Saba has an iron grip on the shares

Such improvements rarely deter determined activists. Saba’s grip on 30 per cent of the shares has emboldened it; EWIT’s board believes the hedge fund’s goal is outright control without paying a premium. It is not the first attempt. A February 2025 proposal by Saba to seize control was crushed by 98.4 per cent of non-Saba votes. Hedge funds have been known to sulk less.

The board’s counterattack hinges on its proposed merger with Baillie Gifford US Growth Trust (USA), a tie-up it claims would fast-track scale, cut costs and offer all shareholders, including Saba, a cash exit for up to 40 per cent of shares at a narrow discount to NAV. In other words: if Saba wants liquidity, here it is. If it wants influence, join the enlarged vehicle. If it wants control, forget it.

Saba’s response was brisk: no. Its stance suggests little interest in compromise. Without its vote, the merger dies. For the board, this is more than a tactical roadblock. It is a test of governance legitimacy. One large shareholder is holding veto power over a transaction the board argues benefits the other 70 per cent.

Baillie Gifford’s willingness to waive management fees to ease the merger’s costs shows how seriously it takes the threat. But the economics are not the only issue. Mergers of investment trusts are delicate affairs; private holdings complicate valuations; cash exit options can trigger selling pressure. That the board has secured “substantive agreement” with USA’s board already reflects the urgency it feels.


The Armchair Trader View

Saba may be overplaying its hand. Investment-trust activists succeed when other shareholders quietly agree with them. Here, they have already delivered a resounding rebuke. And if the merger genuinely enhances liquidity and reduces costs, the constituency in favour could be broader than Saba expects.

Still, EWIT’s board has work to do.
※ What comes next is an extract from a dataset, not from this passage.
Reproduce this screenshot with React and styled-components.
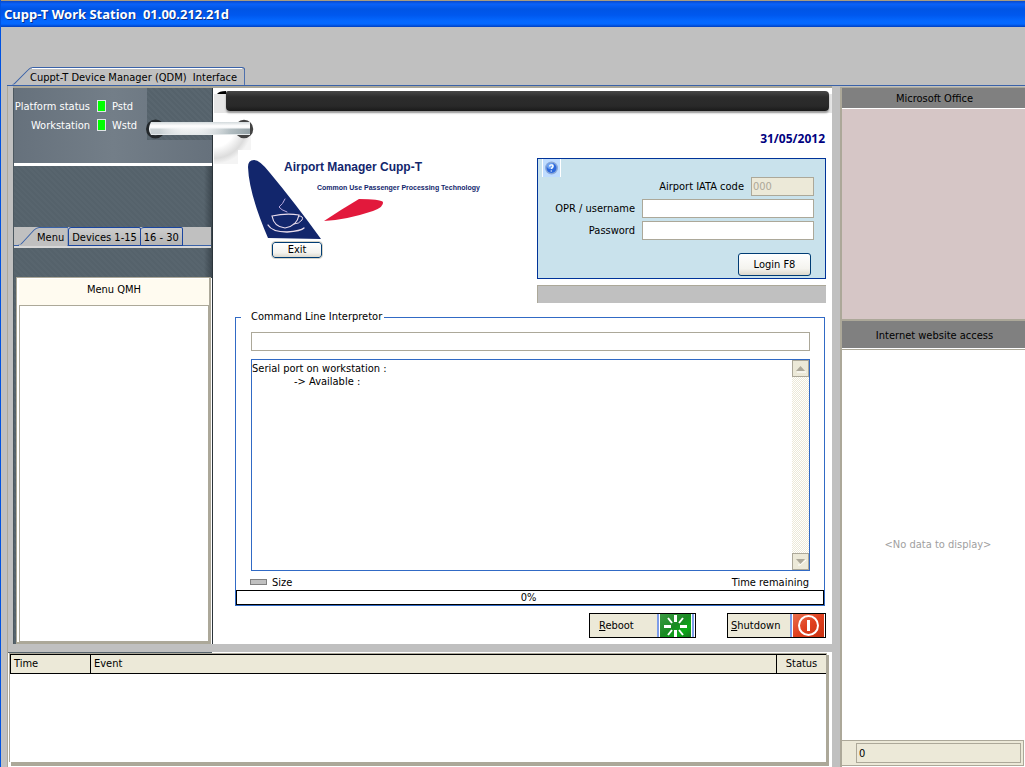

Governance theatrics will distract from its investment thesis just as performance is beginning to improve. The directors must persuade shareholders that Saba’s ambitions are misaligned with the trust’s long-term interests. And they must do so quickly; activism rarely slows once underway.

For investors, the choice is less ideological than practical: back a board with improving performance metrics and a sensible, if complicated, consolidation plan, or back a hedge fund intent on a more drastic reconfiguration. The next few months will determine whether EWIT integrates, resets again, or fractures entirely.

This article does not constitute investment advice.  Do your own research or consult a professional advisor.